Recursion is widely used algorithmic tool, especially when a problem has some form of self-similarity. We saw that the recursive formulation for the Tower of Hanoi was much simpler. In our upcoming lab and programming assignment we will draw fractal (i.e., self-similar shapes.) Another example are trees (in the Computer Science sense). We often use data structures in which nodes are connected in a hierarchical tree, i.e., all nodes can one have zero or more children, but all nodes except the root have just one parent. Each node in such a tree is similar, and algorithms for traversing the tree are often expressed recursively.

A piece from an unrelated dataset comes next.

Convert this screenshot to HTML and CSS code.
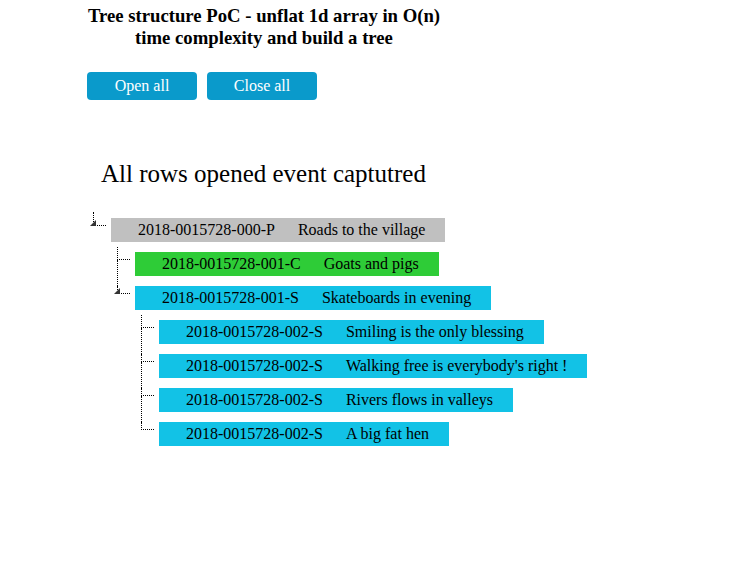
FILE: index.html
```html
<!DOCTYPE html>
<html lang="en">
<head>
<meta charset="utf-8">
<title>Tree structure PoC</title>
<link rel="stylesheet" href="styles.css">
</head>
<body>
<div class="page">
  <h1 class="title"><span class="line">Tree structure PoC - unflat 1d array in O(n)</span><span class="line">time complexity and build a tree</span></h1>
  <div class="actions">
    <button class="btn" type="button">Open all</button>
    <button class="btn" type="button">Close all</button>
  </div>
  <h2 class="status">All rows opened event captutred</h2>
  <ul class="tree">
    <li class="open">
      <span class="toggle"></span>
      <div class="row gray"><span class="id">2018-0015728-000-P</span><span class="name">Roads to the village</span></div>
      <ul>
        <li>
          <div class="row green"><span class="id">2018-0015728-001-C</span><span class="name">Goats and pigs</span></div>
        </li>
        <li class="open">
          <span class="toggle"></span>
          <div class="row cyan"><span class="id">2018-0015728-001-S</span><span class="name">Skateboards in evening</span></div>
          <ul>
            <li><div class="row cyan"><span class="id">2018-0015728-002-S</span><span class="name">Smiling is the only blessing</span></div></li>
            <li><div class="row cyan"><span class="id">2018-0015728-002-S</span><span class="name">Walking free is everybody's right !</span></div></li>
            <li><div class="row cyan"><span class="id">2018-0015728-002-S</span><span class="name">Rivers flows in valleys</span></div></li>
            <li><div class="row cyan"><span class="id">2018-0015728-002-S</span><span class="name">A big fat hen</span></div></li>
          </ul>
        </li>
      </ul>
    </li>
  </ul>
</div>
</body>
</html>
```

FILE: styles.css
```css
html, body {
  margin: 0;
  background: #ffffff;
  color: #000000;
  font-family: "Liberation Serif", "Times New Roman", serif;
}

.page {
  padding: 5px 0 0 87px;
}

.title {
  width: 354px;
  margin: 0;
  font-size: 18.72px;
  font-weight: bold;
  line-height: 22px;
  text-align: center;
}

.title .line {
  display: block;
  white-space: nowrap;
}

.actions {
  display: flex;
  gap: 10px;
  margin-top: 23px;
}

.btn {
  width: 110px;
  height: 28px;
  padding: 0;
  border: 0;
  border-radius: 4px;
  background: #0a9acb;
  color: #ffffff;
  font-family: "Liberation Serif", "Times New Roman", serif;
  font-size: 16px;
  line-height: 28px;
}

.status {
  margin: 59px 0 0 14px;
  font-size: 25px;
  font-weight: normal;
  line-height: 30px;
}

.tree {
  list-style: none;
  margin: 29px 0 0;
  padding: 0 0 0 24px;
}

.tree ul {
  list-style: none;
  margin: 0;
  padding: 0 0 0 24px;
}

.tree li {
  position: relative;
}

.tree ul li {
  margin-top: 10px;
}

.tree li::before {
  content: "";
  position: absolute;
  left: -18px;
  top: 0;
  width: 12px;
  height: 7px;
  border-left: 1px dotted #000;
  border-bottom: 1px dotted #000;
}

.tree ul > li:first-child::before {
  top: -5px;
  height: 12px;
}

.tree > li::before {
  top: -6px;
  height: 13px;
}

.tree li:not(:last-child)::after {
  content: "";
  position: absolute;
  left: -18px;
  top: 8px;
  bottom: -10px;
  border-left: 1px dotted #000;
}

.toggle {
  position: absolute;
  left: -21px;
  top: 2px;
  width: 0;
  height: 0;
  border-left: 6px solid transparent;
  border-bottom: 6px solid #333;
  z-index: 1;
}

.row {
  display: flex;
  width: max-content;
  height: 24px;
  line-height: 24px;
  padding: 0 20px 0 27px;
  font-size: 16px;
  white-space: nowrap;
}

.row .id {
  margin-right: 23px;
}

.gray {
  background: #c0c0c0;
}

.green {
  background: #2ecc37;
}

.cyan {
  background: #12c2e6;
}
```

But recursion isn’t always the best tool for the task, or requires care in use. For example, sometimes a problem is readily expressed recursively but not always efficiently implemented that way. Recall the Fibonacci sequence

1, 1, 2, 3, 5, 8, 13, 21, ...

The n^th Fibonacci number is defined as the sum of the previous two Fibonacci numbers (and the first two numbers are defined to be 1). So, the 3^rd Fibonacci number is 2, the 4^th Fibonacci number is 3, etc. We could express this as $\textrm{fib}_n = \textrm{fib}_{n-1} + \textrm{fib}_{n-2}$, i.e., recursively. A potential implementation is:

def fib(n):
    """ Calculates the nth Fibonacci number recursively """
    if n <= 2:
        return 1
    else:
        return fib(n-1) + fib(n-2)

If we tried this out for any large-ish number, e.g., 100, we would notice it is very slow. Why?

Consider the call stack for fib(5):

The call stack for fib(5):

fib(5)
    fib(4)
        fib(3)
            fib(2)
            fib(1)
        fib(2)
    fib(3)
        fib(2)
        fib(1)

Notice that the same computations are being performed repeatedly, e.g., fib(3) is performed twice, fib(2) three times, … Each time we double the input we are more than doubling the amount of computation we perform, and in fact the time for recursive solution grows exponentially with the size of the input (i.e., n).

In these types of problems, where there are overlapping sub-problems, we combine recursion with memoization, i.e., we remember the result of previous problems, e.g., fib(3), and reuse that result instead of repeating the computation. Doing so can make the recursive approach as efficient as a non-recursive approach! Implementing memoization is beyond the scope of our course (but an important topic is subsequent classes like CSCI201 and CSCI302). What is important for us to understand is why the recursive implementation above for fib can be slow.